§ WHAT IS EXPECTED: Find the lines below that contain the string "table". Copy each one.

::: INFORMATION PROVIDED :::

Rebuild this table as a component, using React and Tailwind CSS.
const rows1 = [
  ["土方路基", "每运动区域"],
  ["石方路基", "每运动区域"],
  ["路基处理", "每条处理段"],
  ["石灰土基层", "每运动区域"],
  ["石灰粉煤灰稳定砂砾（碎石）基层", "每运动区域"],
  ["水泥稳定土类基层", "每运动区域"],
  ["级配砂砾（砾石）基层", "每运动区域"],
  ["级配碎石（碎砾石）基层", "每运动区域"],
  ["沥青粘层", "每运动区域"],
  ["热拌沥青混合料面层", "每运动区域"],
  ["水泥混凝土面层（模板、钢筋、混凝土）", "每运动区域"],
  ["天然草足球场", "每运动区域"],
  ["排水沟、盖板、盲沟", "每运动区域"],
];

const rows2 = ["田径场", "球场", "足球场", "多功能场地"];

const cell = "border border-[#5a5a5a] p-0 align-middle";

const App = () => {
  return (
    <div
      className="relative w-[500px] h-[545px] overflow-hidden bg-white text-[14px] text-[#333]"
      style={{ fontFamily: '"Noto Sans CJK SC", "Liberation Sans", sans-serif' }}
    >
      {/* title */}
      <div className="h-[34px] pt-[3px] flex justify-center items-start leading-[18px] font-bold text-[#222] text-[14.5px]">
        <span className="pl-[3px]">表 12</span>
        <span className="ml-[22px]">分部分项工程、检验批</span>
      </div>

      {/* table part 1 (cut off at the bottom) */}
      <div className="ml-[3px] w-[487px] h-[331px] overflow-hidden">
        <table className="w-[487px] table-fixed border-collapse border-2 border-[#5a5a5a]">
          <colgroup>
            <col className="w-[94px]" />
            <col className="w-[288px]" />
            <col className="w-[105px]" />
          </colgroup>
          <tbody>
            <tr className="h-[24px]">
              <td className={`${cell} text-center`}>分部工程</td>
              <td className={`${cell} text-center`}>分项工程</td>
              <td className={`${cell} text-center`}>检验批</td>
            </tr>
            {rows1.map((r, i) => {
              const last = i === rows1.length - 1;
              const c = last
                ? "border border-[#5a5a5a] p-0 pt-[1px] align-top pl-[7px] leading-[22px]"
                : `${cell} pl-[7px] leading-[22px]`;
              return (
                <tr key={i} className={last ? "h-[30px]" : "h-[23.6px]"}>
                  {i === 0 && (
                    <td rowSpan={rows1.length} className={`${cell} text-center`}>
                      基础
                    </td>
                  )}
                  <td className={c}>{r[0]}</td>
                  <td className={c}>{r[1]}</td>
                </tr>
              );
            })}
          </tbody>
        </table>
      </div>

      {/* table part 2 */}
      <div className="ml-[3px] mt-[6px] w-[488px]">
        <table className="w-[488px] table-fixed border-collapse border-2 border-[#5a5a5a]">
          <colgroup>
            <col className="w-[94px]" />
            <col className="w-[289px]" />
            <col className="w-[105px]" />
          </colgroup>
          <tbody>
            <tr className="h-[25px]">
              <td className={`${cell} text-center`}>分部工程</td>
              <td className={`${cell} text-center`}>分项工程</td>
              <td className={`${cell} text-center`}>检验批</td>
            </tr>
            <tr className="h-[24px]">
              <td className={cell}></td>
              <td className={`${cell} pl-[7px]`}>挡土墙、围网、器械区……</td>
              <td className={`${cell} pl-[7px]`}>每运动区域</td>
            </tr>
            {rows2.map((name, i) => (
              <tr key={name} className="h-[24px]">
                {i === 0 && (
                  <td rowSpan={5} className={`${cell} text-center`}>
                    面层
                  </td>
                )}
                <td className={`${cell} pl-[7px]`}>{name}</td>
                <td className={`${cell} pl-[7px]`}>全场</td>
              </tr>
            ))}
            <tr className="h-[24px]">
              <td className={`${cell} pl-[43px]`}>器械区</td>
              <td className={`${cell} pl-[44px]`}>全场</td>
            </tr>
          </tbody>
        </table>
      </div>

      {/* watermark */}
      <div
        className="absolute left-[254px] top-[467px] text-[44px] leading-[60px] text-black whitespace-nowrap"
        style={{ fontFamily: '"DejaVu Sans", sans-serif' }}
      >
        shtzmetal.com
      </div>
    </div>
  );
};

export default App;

:::

§ WRITTEN RESPONSE:
Rebuild this table as a component, using React and Tailwind CSS.
      {/* table part 1 (cut off at the bottom) */}
        <table className="w-[487px] table-fixed border-collapse border-2 border-[#5a5a5a]">
        </table>
      {/* table part 2 */}
        <table className="w-[488px] table-fixed border-collapse border-2 border-[#5a5a5a]">
        </table>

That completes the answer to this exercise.